**What is needed:**
List all lines of the data containing the word "index".

**Records for the exercise:**
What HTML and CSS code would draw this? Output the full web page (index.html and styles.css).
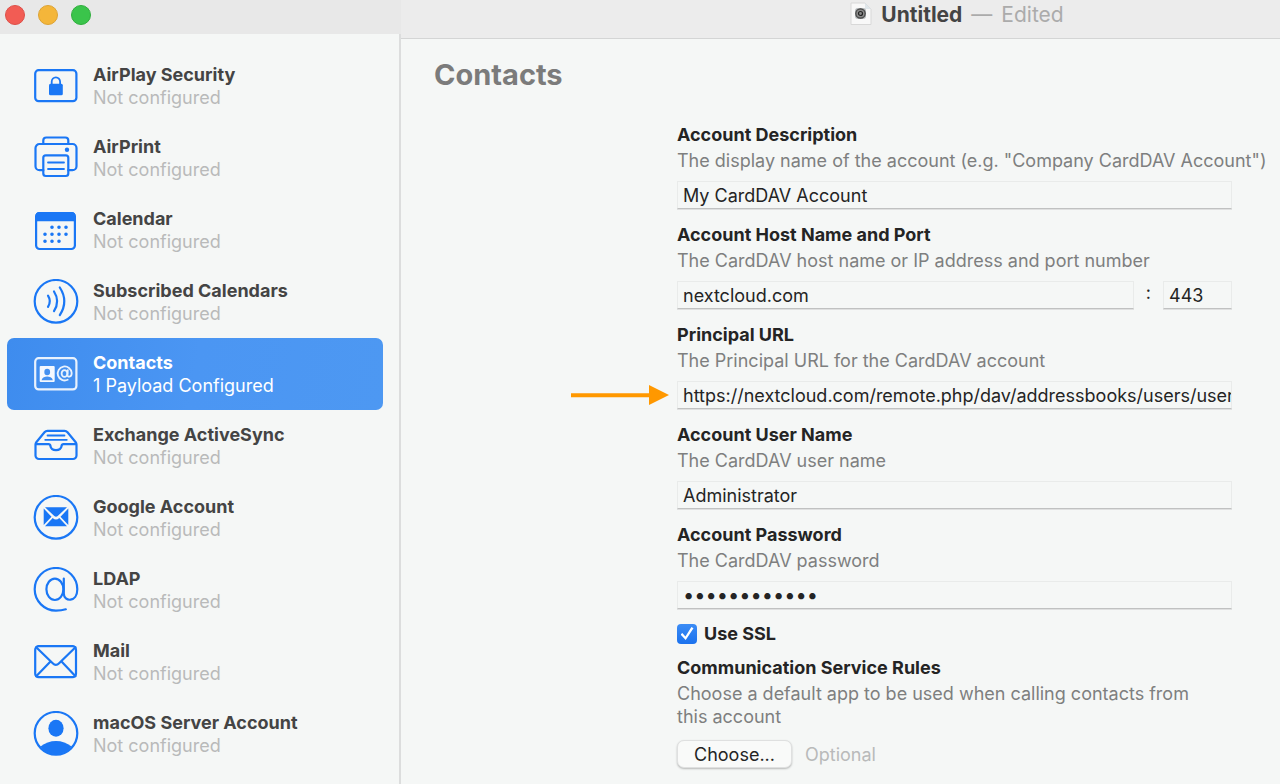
--
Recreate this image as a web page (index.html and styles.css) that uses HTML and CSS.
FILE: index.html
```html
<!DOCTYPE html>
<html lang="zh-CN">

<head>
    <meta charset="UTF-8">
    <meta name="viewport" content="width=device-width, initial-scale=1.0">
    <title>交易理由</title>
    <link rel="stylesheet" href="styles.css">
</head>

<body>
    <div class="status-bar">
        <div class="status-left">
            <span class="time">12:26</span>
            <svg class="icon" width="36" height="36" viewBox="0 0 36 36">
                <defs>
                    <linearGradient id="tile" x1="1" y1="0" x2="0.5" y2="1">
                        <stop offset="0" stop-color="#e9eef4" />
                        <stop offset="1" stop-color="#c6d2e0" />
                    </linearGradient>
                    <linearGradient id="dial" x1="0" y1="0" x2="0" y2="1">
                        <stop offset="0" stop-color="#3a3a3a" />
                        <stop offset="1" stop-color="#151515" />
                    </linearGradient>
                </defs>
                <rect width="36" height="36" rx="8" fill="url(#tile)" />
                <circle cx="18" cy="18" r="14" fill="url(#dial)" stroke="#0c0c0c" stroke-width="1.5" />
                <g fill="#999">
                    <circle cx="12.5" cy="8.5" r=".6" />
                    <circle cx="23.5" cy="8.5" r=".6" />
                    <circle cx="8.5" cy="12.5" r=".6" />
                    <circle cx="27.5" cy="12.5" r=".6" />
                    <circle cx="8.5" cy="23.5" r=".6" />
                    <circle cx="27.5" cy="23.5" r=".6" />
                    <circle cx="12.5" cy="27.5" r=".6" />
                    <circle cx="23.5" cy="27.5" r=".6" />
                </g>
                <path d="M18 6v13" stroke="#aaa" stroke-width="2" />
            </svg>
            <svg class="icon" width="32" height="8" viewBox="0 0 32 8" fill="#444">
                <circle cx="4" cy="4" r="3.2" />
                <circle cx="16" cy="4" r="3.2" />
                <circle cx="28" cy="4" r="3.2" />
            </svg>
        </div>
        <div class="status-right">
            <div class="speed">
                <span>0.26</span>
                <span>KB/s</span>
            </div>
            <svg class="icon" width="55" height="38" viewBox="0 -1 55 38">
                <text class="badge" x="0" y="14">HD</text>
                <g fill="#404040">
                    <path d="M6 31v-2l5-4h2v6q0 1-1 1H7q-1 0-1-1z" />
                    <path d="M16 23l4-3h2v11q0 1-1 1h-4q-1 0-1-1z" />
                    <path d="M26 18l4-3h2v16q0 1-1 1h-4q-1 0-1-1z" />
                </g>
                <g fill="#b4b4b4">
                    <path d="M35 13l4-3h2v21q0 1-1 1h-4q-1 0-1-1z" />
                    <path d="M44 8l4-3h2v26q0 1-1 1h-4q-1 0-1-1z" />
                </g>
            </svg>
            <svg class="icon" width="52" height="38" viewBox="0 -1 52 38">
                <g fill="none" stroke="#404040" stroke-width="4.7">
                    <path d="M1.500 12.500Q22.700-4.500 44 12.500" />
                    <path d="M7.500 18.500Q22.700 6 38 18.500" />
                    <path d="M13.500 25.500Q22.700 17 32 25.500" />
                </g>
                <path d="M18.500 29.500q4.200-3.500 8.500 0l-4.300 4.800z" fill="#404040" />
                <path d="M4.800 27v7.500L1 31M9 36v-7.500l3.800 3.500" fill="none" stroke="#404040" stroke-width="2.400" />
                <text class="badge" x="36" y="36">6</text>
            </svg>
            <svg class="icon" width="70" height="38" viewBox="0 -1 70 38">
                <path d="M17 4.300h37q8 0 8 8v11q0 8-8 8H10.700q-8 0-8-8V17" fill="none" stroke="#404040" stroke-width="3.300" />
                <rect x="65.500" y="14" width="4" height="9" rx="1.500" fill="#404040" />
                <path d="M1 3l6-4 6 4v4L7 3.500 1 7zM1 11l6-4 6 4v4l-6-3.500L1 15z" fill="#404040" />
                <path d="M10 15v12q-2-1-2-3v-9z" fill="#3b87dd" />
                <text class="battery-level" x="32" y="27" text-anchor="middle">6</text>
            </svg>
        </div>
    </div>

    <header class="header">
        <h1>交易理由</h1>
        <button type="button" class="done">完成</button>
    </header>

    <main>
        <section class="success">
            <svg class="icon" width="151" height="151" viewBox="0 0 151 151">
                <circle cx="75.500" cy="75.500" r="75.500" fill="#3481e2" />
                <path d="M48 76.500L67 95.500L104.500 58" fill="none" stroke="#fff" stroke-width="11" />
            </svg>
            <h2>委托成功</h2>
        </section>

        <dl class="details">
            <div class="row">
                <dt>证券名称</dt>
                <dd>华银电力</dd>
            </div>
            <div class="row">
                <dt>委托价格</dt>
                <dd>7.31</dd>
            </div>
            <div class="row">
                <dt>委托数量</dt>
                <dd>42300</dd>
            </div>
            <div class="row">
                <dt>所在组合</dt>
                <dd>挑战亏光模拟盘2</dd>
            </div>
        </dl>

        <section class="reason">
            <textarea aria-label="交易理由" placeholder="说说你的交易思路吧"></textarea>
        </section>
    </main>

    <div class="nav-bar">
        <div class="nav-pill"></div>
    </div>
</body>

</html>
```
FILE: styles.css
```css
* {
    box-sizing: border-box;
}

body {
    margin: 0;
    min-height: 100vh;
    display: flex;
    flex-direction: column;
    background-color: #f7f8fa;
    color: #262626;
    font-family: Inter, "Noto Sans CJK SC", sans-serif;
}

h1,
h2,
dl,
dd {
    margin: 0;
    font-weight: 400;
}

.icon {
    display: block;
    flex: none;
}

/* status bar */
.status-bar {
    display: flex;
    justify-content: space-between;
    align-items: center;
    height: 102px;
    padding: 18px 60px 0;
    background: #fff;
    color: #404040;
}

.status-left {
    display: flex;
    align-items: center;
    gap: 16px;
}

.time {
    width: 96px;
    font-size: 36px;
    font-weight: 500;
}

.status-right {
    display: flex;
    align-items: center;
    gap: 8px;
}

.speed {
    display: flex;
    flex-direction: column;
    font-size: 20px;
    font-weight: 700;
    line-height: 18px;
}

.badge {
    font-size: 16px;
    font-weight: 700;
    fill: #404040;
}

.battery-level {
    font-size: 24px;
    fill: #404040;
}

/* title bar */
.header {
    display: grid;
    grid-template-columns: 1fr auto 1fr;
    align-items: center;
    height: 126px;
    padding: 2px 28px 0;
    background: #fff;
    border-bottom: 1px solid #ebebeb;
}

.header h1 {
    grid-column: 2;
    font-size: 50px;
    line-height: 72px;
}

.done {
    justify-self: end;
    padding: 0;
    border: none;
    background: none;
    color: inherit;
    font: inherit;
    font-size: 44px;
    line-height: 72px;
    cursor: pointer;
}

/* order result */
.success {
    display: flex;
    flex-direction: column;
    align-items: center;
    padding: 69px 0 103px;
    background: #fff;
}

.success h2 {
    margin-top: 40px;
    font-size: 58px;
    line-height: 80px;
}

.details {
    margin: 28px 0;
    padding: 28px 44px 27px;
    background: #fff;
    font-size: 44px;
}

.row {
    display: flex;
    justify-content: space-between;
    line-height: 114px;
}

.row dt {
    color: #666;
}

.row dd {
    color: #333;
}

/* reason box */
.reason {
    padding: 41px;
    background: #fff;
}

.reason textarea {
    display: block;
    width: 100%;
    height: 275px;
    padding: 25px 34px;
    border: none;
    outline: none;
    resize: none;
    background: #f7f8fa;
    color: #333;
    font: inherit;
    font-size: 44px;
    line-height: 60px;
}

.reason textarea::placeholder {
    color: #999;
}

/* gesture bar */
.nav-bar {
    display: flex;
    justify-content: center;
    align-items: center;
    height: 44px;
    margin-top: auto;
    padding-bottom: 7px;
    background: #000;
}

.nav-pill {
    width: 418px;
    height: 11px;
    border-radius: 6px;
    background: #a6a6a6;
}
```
==
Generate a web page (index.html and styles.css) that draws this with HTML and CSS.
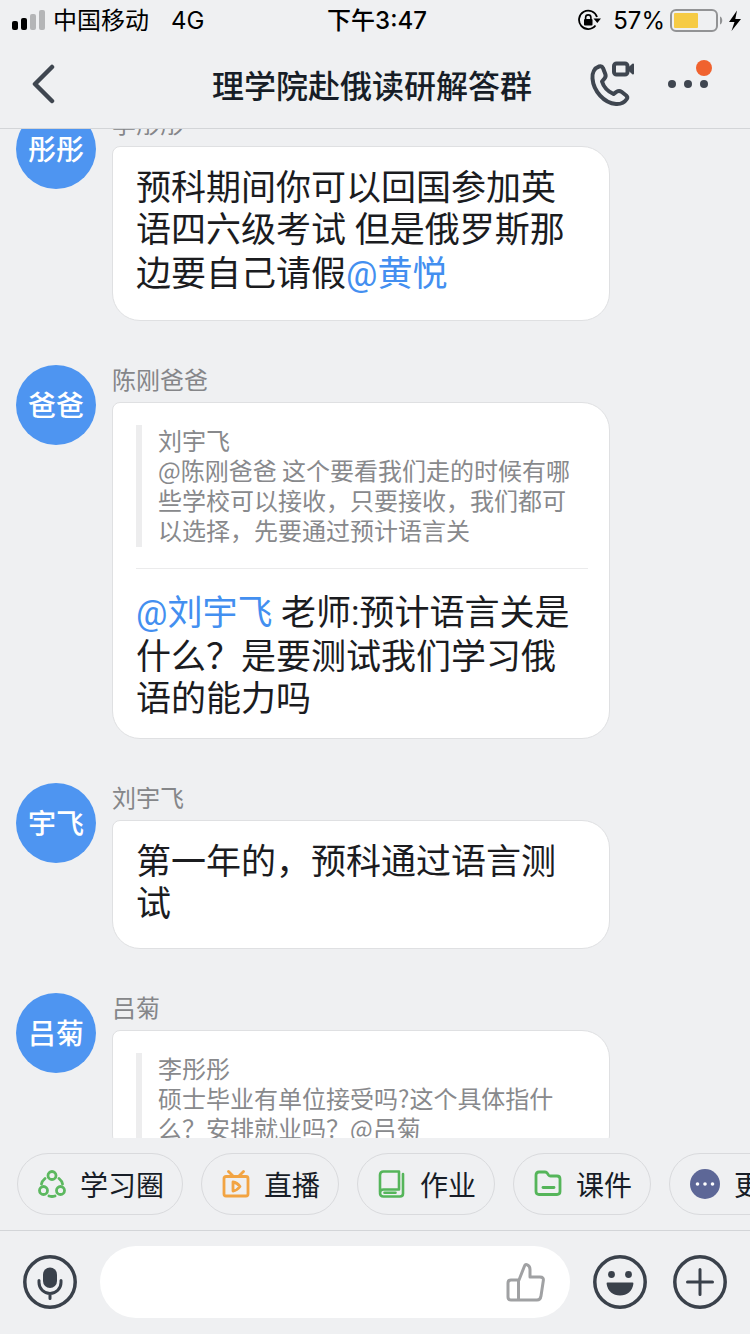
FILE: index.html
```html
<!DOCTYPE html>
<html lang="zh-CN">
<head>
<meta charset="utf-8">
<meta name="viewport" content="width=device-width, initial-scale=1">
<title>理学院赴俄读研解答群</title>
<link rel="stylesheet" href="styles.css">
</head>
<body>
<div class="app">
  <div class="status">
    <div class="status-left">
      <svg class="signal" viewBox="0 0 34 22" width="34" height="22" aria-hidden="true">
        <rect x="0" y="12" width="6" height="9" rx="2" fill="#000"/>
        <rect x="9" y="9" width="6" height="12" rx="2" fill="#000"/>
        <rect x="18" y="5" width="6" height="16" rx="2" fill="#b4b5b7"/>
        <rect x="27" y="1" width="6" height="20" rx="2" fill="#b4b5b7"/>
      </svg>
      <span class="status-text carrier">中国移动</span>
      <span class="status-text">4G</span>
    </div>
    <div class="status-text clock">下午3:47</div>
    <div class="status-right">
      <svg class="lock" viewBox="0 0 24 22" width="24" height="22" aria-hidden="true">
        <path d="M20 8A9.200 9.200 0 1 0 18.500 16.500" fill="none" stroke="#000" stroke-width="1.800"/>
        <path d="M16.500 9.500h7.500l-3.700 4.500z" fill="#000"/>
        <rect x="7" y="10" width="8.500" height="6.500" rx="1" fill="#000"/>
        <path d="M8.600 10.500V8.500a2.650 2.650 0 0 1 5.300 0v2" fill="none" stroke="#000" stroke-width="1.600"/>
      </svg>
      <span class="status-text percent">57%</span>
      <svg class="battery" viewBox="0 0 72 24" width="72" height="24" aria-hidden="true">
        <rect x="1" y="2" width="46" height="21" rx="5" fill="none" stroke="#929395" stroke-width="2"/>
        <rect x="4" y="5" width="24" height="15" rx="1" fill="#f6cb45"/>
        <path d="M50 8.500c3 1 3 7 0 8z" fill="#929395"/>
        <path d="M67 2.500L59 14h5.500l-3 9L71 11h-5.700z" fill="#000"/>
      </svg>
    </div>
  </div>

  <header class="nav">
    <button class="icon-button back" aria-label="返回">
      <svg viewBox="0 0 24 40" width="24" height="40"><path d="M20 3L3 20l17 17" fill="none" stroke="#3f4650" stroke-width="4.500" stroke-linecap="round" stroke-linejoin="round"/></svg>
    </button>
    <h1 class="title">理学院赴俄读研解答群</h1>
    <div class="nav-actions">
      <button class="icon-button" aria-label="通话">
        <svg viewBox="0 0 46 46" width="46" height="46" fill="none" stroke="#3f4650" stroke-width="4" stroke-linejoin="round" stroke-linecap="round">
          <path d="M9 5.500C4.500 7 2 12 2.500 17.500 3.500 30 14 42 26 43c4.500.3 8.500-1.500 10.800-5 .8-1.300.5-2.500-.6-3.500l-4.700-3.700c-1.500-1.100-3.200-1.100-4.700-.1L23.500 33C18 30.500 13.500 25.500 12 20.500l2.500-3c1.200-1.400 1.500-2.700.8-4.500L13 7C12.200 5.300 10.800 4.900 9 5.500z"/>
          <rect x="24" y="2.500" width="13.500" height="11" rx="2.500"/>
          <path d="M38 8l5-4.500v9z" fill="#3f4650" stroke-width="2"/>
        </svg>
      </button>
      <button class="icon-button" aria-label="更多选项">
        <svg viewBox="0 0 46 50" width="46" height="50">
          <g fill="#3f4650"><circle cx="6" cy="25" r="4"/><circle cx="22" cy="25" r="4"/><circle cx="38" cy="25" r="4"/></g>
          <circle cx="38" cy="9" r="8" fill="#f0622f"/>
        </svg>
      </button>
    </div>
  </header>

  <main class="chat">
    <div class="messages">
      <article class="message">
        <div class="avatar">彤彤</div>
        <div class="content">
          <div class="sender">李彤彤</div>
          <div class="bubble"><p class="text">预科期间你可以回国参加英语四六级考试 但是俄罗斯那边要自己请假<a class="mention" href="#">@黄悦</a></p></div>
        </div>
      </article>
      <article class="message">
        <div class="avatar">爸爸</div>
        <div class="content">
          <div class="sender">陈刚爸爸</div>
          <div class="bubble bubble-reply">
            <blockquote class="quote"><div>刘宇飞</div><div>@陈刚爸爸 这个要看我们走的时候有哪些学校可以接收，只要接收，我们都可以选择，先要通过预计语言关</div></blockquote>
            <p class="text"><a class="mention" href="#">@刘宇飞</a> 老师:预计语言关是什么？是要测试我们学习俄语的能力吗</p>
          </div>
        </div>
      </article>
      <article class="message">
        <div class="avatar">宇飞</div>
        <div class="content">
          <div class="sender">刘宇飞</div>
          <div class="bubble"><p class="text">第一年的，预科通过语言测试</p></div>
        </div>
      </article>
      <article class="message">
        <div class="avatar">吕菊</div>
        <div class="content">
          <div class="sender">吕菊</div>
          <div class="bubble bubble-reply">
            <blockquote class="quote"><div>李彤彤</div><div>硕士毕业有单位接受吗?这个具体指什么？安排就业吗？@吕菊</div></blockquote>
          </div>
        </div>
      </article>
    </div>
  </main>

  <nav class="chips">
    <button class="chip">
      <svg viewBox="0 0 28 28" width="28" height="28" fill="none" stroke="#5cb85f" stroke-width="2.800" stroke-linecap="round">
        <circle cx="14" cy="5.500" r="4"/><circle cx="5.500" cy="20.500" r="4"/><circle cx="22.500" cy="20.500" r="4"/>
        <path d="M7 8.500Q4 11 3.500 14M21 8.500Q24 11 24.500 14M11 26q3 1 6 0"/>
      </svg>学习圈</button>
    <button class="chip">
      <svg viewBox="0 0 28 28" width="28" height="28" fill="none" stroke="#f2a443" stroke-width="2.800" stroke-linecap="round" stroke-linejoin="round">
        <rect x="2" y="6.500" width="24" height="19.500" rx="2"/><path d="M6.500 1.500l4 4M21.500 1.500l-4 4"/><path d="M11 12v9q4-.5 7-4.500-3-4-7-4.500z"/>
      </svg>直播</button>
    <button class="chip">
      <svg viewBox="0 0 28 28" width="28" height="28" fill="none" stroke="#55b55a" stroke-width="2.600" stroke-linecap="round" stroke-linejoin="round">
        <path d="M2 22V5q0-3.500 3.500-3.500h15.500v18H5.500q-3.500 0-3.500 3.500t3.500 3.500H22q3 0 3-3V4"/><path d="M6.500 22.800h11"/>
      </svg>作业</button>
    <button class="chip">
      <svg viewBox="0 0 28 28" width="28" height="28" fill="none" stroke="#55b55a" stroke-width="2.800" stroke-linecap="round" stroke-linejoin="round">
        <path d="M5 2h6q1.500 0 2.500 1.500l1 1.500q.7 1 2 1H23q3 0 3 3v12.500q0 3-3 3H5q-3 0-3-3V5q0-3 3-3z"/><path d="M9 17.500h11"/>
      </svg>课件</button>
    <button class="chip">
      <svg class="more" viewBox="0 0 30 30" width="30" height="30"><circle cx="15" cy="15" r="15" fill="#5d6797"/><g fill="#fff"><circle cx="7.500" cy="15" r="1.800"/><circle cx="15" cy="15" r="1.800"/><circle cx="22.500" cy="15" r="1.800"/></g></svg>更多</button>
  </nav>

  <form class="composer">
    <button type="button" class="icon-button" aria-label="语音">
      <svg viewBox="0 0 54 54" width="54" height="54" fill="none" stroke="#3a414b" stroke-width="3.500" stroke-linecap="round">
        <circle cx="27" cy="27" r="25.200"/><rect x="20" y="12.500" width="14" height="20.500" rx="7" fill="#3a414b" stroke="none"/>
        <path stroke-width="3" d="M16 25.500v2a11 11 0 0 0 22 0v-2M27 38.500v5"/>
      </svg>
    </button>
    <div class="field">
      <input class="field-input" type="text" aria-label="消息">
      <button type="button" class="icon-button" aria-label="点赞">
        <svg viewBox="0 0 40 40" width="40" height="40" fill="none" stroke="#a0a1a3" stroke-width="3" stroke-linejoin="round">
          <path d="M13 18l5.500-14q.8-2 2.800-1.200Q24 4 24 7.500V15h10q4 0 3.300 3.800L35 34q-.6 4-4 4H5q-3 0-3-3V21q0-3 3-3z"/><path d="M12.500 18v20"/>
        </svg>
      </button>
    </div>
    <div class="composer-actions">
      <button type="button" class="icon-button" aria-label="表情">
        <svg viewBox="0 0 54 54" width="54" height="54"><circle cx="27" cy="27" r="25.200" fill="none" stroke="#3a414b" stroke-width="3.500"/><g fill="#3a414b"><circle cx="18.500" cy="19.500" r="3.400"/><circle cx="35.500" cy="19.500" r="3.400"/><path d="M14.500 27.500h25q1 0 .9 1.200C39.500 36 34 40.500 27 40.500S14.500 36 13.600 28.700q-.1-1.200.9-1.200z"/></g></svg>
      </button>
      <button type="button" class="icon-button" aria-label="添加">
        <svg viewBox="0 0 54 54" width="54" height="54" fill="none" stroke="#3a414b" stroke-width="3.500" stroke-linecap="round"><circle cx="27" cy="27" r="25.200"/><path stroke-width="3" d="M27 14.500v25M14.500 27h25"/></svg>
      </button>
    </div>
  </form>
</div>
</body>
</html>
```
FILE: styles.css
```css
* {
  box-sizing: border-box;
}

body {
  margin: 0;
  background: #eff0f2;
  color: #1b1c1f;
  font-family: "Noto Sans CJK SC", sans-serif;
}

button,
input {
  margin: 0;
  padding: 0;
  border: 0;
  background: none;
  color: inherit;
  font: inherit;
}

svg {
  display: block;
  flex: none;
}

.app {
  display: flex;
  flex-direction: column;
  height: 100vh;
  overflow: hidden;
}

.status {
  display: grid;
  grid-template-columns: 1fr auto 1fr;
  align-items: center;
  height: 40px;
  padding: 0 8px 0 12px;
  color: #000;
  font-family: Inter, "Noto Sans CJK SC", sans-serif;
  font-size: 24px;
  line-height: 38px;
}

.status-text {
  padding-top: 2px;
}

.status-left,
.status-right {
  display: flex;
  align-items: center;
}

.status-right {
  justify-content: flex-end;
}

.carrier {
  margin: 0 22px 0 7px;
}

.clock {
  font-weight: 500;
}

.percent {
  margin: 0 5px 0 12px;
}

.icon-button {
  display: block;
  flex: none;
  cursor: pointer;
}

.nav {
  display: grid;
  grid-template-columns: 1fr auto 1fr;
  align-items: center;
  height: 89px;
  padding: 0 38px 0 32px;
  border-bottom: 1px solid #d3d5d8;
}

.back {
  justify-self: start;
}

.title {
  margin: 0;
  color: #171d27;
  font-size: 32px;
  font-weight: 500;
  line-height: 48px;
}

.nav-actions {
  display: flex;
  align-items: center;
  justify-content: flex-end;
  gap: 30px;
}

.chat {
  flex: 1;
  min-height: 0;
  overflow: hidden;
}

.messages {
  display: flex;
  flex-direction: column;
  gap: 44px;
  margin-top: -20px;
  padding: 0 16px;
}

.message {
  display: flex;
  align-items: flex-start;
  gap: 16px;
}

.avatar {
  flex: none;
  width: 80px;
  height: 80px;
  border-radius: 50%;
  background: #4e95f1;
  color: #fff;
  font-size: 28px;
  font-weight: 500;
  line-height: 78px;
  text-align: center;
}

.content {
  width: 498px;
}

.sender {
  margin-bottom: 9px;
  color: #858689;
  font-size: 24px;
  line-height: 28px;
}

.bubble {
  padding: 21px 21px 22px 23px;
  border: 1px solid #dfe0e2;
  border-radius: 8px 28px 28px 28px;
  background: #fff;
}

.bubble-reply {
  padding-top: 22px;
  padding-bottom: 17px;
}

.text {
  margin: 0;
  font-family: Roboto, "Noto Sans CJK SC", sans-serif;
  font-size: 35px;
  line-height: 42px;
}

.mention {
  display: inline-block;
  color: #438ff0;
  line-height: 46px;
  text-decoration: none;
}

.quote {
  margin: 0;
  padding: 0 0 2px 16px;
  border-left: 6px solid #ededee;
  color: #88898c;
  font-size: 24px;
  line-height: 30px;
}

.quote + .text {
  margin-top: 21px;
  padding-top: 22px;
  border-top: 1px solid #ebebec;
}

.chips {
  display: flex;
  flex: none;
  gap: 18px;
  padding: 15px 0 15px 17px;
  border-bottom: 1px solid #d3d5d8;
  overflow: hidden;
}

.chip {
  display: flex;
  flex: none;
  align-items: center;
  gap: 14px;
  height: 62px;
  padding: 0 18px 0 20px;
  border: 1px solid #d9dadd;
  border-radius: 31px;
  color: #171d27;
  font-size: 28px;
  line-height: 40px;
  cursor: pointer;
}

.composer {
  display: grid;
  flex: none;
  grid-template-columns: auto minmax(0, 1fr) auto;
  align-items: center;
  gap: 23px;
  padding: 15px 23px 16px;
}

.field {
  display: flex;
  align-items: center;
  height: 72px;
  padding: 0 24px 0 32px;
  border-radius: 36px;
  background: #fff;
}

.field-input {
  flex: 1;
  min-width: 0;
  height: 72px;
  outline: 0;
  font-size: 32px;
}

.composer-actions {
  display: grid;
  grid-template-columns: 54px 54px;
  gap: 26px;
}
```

**Output of the task:**
What HTML and CSS code would draw this? Output the full web page (index.html and styles.css).
Recreate this image as a web page (index.html and styles.css) that uses HTML and CSS.
FILE: index.html
Generate a web page (index.html and styles.css) that draws this with HTML and CSS.
FILE: index.html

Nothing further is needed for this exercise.